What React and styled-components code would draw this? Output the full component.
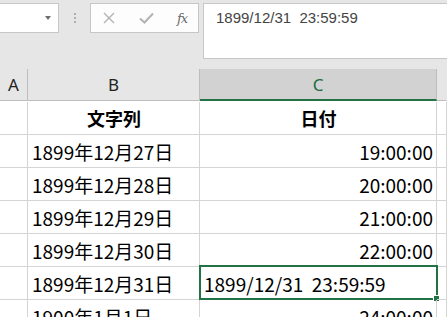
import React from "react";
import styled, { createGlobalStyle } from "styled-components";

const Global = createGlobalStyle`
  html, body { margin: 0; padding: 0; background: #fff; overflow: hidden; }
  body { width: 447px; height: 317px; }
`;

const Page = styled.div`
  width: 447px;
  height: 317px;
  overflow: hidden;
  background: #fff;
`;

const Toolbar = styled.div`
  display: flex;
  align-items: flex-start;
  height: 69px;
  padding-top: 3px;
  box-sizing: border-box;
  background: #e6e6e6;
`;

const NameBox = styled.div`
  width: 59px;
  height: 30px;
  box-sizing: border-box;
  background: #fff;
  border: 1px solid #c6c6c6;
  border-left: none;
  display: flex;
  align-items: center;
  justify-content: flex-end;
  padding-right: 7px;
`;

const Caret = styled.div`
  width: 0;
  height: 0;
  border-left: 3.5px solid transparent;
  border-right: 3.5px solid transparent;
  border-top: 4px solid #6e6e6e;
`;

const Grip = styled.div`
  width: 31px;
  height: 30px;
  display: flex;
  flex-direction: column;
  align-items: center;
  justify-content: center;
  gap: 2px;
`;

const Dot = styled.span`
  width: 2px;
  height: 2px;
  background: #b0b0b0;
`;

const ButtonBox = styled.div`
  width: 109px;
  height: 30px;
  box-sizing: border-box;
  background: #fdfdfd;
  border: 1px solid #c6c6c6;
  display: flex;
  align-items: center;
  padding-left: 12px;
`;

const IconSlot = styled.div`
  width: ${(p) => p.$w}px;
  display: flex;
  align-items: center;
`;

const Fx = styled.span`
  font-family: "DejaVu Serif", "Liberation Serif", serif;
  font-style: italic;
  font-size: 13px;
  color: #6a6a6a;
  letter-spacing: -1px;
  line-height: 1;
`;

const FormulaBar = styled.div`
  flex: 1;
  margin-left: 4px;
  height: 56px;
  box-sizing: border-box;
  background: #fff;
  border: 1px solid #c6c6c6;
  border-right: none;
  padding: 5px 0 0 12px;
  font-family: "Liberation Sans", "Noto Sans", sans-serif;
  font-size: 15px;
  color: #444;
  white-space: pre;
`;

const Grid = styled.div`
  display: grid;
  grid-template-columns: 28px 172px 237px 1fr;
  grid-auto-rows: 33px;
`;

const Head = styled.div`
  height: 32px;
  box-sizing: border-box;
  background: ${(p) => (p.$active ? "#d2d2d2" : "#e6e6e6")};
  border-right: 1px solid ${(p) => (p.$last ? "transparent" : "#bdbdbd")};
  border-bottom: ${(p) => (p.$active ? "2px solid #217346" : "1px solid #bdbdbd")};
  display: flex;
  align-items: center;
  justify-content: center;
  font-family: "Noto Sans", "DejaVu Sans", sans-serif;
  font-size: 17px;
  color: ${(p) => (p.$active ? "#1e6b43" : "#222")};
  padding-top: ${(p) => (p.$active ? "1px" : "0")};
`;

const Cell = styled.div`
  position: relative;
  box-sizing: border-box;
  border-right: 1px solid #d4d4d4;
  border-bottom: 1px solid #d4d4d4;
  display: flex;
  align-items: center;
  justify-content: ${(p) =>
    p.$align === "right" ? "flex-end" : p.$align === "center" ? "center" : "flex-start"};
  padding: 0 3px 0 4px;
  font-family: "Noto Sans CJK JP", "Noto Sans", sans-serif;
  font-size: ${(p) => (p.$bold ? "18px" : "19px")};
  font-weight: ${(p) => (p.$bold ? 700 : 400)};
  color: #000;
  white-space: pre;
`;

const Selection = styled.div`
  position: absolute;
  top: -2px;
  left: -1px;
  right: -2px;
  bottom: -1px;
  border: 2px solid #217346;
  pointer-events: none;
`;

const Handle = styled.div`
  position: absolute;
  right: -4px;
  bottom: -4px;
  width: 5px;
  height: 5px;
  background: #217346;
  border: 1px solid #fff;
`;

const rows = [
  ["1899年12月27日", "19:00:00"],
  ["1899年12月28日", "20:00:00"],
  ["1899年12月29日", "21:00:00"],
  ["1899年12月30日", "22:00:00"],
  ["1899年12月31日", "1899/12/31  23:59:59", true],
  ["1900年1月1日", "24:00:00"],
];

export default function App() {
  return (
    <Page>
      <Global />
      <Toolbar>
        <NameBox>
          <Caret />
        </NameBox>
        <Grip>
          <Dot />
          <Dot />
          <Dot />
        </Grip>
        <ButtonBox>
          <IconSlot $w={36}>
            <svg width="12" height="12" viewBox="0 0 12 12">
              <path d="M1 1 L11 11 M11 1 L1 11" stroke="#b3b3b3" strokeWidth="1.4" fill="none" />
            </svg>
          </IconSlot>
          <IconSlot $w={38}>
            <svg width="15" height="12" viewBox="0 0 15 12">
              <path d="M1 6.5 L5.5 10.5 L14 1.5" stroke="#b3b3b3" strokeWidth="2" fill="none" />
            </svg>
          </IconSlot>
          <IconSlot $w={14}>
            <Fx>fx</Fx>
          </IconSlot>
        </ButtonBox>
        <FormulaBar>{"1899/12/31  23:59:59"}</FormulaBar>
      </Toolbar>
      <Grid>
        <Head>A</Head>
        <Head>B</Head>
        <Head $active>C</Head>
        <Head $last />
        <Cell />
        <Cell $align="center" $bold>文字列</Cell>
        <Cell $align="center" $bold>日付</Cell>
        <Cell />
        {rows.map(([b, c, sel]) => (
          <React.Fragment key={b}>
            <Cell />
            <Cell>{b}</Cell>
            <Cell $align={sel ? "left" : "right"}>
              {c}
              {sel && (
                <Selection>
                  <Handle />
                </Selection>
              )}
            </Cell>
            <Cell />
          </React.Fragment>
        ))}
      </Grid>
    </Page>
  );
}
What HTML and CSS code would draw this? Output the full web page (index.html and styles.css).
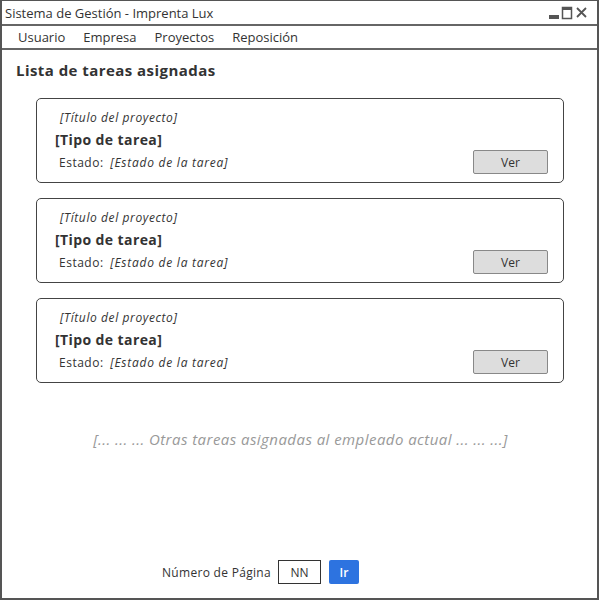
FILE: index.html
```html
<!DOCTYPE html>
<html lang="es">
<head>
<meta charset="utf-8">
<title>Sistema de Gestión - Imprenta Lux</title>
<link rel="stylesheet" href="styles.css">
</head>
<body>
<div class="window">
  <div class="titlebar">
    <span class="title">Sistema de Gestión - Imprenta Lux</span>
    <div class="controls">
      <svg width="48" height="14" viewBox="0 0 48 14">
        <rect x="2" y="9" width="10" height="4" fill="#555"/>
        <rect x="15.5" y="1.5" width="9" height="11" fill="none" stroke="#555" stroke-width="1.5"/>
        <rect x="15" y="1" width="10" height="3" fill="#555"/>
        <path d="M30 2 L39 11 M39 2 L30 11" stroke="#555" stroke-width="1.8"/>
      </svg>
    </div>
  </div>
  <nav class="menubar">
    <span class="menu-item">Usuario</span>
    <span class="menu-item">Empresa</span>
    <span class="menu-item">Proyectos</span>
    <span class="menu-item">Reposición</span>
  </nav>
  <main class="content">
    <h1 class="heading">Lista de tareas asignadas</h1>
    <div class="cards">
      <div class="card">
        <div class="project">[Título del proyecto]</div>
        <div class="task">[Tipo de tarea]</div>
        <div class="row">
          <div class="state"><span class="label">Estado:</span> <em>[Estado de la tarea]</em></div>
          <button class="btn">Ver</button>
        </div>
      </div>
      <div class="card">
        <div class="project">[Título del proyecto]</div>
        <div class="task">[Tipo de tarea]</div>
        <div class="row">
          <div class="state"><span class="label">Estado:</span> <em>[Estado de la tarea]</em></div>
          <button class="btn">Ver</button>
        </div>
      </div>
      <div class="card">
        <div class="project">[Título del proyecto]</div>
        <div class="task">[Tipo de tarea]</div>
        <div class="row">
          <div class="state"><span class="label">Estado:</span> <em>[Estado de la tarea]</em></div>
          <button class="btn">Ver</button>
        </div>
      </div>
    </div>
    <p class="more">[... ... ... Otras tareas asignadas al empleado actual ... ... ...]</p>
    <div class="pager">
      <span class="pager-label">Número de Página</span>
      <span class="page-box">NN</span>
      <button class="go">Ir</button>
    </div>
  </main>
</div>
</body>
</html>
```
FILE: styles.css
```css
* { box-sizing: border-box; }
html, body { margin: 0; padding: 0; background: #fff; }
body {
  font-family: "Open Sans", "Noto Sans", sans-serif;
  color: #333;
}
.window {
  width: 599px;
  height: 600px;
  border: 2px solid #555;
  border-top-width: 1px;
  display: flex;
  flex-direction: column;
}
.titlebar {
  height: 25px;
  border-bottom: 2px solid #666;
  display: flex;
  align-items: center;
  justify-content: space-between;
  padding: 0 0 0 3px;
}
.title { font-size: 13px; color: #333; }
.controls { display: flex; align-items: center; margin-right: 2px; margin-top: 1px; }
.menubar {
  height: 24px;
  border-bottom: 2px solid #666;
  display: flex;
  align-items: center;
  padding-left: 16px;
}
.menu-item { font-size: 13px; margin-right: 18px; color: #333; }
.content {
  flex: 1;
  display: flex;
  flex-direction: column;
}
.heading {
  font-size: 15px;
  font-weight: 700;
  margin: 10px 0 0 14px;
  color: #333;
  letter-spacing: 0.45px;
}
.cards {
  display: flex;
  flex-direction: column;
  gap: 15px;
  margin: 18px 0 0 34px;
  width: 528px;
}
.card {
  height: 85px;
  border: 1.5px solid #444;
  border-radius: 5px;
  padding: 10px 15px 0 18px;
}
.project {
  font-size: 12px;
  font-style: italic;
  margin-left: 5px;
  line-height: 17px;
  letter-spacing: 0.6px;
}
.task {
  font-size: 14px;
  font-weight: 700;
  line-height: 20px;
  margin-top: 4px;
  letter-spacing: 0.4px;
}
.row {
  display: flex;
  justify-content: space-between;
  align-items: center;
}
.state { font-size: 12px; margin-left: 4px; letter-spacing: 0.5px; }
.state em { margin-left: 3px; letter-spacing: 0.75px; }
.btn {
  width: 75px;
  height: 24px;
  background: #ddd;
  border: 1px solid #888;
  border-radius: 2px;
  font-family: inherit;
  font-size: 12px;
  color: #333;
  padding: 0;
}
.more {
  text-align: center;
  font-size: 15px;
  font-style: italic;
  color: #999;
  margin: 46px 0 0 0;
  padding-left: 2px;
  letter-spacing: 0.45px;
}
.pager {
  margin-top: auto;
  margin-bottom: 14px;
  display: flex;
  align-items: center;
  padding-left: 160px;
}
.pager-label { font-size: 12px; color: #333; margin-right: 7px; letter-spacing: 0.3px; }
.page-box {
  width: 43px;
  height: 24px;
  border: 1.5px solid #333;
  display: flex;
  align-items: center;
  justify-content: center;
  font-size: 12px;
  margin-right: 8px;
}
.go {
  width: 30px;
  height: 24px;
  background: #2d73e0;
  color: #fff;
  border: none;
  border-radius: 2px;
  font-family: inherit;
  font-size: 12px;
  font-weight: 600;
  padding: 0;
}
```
------------------------------
- [OBJECTIVE]
Spot every line that holds "What" and copy it.

- [CORRECT RESPONSE]
What React and styled-components code would draw this? Output the full component.
What HTML and CSS code would draw this? Output the full web page (index.html and styles.css).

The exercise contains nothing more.